Department of Educational Psychology


Date of this Version

April 1991


Published in JOURNAL OF EDUCATIONAL AND PSYCHOLOGICAL CONSULTATION, 2(2), 151-173 Copyright @ 1991, Lawrence Erlbaum Associates, Inc. Used by permission.


There has been recent interest in social skills assessment and treatment among researchers and practitioners. The research bases in these areas are expanding rapidly, and the identification of valid assessment methods and effective intervention strategies is promising. However, few researchers have identified ways in which social skills assessment and intervention can be linked in a practical manner. Likewise, the process by which services are delivered is rarely addressed. The purpose of this article is to present a model by which the interaction between social skills assessment and intervention can be enhanced, with a focus on the problem-solving process. One effective and efficient manner of providing services to socially unskilled children is through an indirect model of service delivery; that of behavioral consultation.
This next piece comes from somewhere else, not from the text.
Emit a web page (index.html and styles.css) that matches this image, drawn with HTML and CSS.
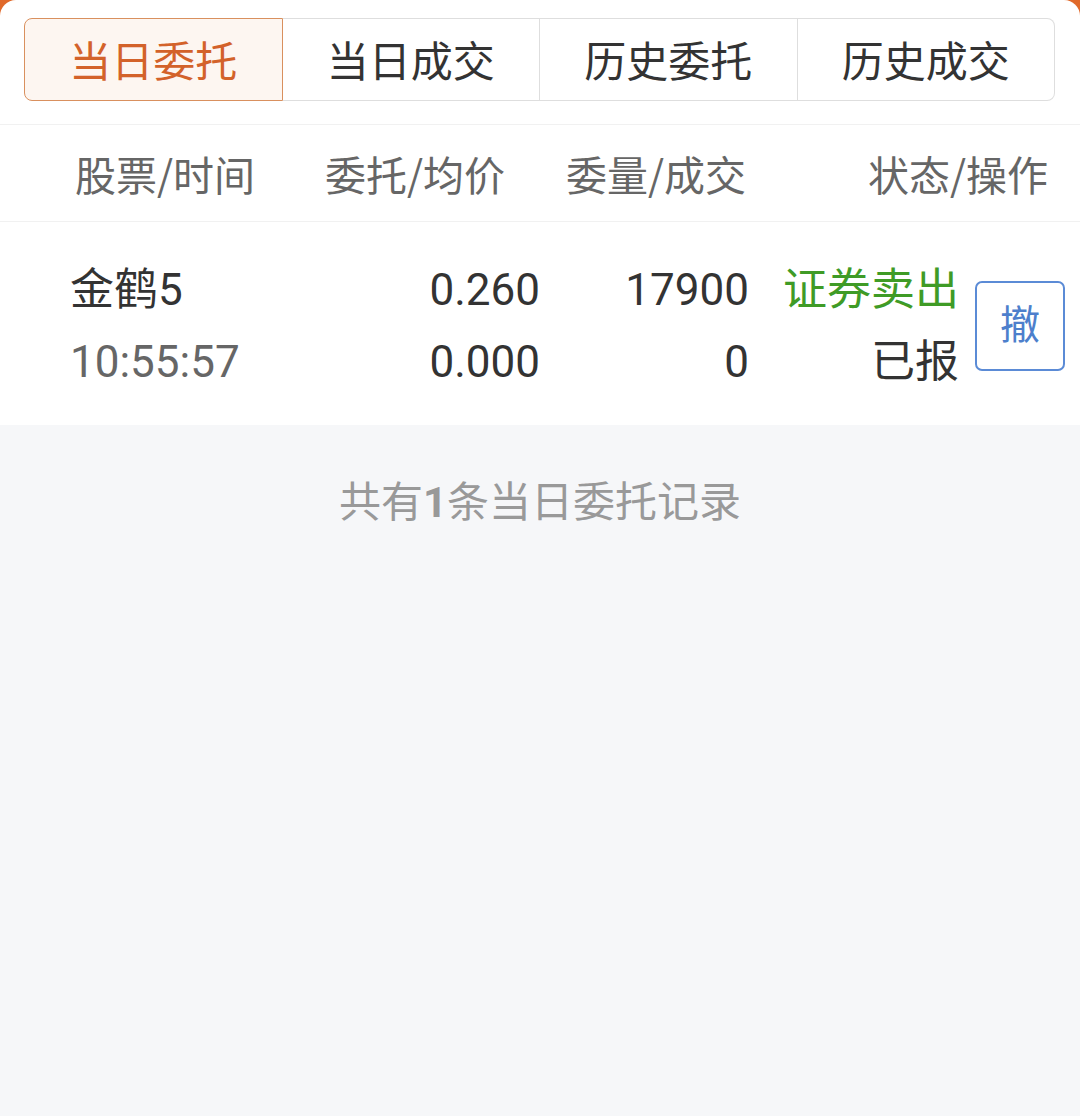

Behavioral consultation is a four-stage problem-solving model that involves the cooperative efforts of two or more persons to clarify a student's needs and develop and implement appropriate strategies for intervention. This article presents the objectives and procedures of each stage of behavioral consultation as a process to facilitate accurate problem identification and effective problem resolution, with the goal of linking social skills assessment directly to treatment.